══ Data in this exercise ══

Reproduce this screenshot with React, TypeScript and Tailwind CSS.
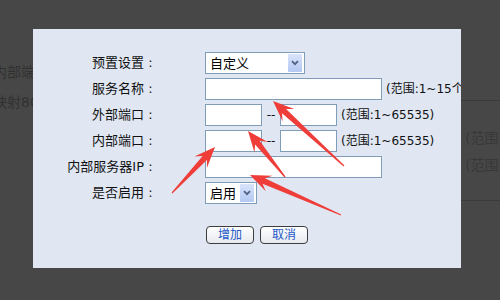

═══
══ Data in this exercise ══

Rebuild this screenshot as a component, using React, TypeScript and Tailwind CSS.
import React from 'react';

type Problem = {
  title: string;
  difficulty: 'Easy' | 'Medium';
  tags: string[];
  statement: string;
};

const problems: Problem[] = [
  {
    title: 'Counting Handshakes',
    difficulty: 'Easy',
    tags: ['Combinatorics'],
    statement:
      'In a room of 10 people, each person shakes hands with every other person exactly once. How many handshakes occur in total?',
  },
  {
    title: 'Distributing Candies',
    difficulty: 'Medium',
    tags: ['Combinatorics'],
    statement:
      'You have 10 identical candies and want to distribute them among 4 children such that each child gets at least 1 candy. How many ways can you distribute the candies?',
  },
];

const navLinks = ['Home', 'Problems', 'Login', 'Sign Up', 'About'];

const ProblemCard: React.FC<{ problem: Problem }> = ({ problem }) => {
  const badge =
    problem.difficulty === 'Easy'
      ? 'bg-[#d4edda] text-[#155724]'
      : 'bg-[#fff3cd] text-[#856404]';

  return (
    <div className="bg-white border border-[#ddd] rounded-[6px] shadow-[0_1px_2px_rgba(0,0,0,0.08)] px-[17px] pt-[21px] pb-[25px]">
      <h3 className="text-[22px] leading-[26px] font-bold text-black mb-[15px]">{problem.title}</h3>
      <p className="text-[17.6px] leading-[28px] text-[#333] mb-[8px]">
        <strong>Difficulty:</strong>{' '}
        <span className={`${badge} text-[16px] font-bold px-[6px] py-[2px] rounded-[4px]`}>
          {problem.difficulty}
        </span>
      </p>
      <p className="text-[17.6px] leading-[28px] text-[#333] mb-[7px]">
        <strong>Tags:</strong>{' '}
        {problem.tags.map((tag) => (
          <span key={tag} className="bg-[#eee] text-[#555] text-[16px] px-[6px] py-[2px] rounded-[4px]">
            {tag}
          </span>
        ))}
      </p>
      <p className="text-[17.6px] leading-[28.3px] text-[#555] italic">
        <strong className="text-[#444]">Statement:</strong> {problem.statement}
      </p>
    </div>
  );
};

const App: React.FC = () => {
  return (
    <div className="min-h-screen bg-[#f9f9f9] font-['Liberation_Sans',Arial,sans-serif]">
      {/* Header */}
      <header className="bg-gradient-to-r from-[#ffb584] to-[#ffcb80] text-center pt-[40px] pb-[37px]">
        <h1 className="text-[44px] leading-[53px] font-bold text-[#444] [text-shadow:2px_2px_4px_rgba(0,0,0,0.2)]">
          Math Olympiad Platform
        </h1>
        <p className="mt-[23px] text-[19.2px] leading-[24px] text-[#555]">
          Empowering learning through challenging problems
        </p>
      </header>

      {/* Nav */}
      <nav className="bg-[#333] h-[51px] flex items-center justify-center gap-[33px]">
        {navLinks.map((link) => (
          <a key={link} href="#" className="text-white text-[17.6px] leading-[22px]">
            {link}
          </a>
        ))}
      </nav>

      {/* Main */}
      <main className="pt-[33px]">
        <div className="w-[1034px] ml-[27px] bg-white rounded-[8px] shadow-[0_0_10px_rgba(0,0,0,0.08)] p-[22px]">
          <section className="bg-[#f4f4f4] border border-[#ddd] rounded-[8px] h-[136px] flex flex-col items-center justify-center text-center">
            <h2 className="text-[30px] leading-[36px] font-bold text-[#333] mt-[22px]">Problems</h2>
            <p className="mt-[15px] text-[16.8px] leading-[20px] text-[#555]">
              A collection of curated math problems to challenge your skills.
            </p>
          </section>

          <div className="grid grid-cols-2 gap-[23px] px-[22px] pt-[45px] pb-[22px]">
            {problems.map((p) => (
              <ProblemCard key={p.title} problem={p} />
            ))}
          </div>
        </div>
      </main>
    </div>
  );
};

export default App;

═══
══ Data in this exercise ══

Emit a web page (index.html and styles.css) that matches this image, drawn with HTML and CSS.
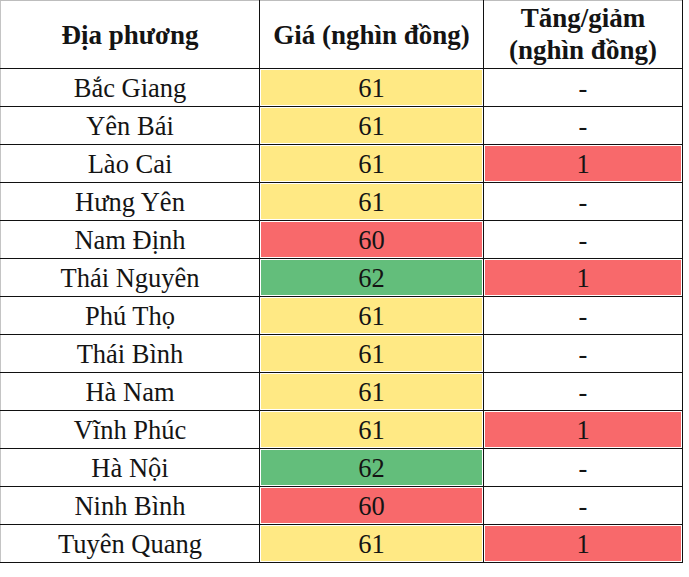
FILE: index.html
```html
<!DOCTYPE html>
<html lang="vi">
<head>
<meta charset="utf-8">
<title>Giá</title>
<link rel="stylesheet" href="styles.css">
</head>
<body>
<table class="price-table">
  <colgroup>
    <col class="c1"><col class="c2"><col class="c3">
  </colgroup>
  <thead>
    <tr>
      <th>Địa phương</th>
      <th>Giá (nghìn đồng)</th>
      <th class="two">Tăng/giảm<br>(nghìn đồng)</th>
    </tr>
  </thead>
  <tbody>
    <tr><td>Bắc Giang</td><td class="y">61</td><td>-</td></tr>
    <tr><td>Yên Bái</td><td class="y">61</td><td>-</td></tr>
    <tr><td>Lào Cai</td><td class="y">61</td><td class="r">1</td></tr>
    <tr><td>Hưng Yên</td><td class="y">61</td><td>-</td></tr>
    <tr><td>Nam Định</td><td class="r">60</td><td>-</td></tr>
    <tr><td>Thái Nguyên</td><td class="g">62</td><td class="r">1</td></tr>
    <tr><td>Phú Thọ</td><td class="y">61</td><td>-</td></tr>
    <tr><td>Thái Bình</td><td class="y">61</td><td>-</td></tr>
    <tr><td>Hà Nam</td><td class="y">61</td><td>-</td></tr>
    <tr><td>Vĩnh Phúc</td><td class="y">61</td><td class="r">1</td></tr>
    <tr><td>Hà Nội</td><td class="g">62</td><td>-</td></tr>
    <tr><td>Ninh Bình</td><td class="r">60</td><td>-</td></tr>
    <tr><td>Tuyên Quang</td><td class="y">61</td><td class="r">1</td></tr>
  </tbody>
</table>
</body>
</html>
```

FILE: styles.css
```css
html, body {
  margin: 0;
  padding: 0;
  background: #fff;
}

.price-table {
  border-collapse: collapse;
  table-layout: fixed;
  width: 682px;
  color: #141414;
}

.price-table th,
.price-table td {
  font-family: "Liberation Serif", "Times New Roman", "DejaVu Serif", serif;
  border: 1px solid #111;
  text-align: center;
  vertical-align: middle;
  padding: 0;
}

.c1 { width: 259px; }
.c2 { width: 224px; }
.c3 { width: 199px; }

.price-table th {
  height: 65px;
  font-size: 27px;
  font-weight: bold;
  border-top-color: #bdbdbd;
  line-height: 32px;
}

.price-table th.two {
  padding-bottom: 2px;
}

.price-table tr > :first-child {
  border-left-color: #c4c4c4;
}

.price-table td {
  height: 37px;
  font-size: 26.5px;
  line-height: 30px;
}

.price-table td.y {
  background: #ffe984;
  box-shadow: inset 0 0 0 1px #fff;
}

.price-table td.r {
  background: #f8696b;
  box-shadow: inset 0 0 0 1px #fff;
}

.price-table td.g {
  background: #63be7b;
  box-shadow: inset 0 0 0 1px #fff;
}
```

═══

--- Request ---
Using the records given above, list every line that includes the word "React".

--- Response below ---
Reproduce this screenshot with React, TypeScript and Tailwind CSS.
Rebuild this screenshot as a component, using React, TypeScript and Tailwind CSS.
import React from 'react';
const ProblemCard: React.FC<{ problem: Problem }> = ({ problem }) => {
const App: React.FC = () => {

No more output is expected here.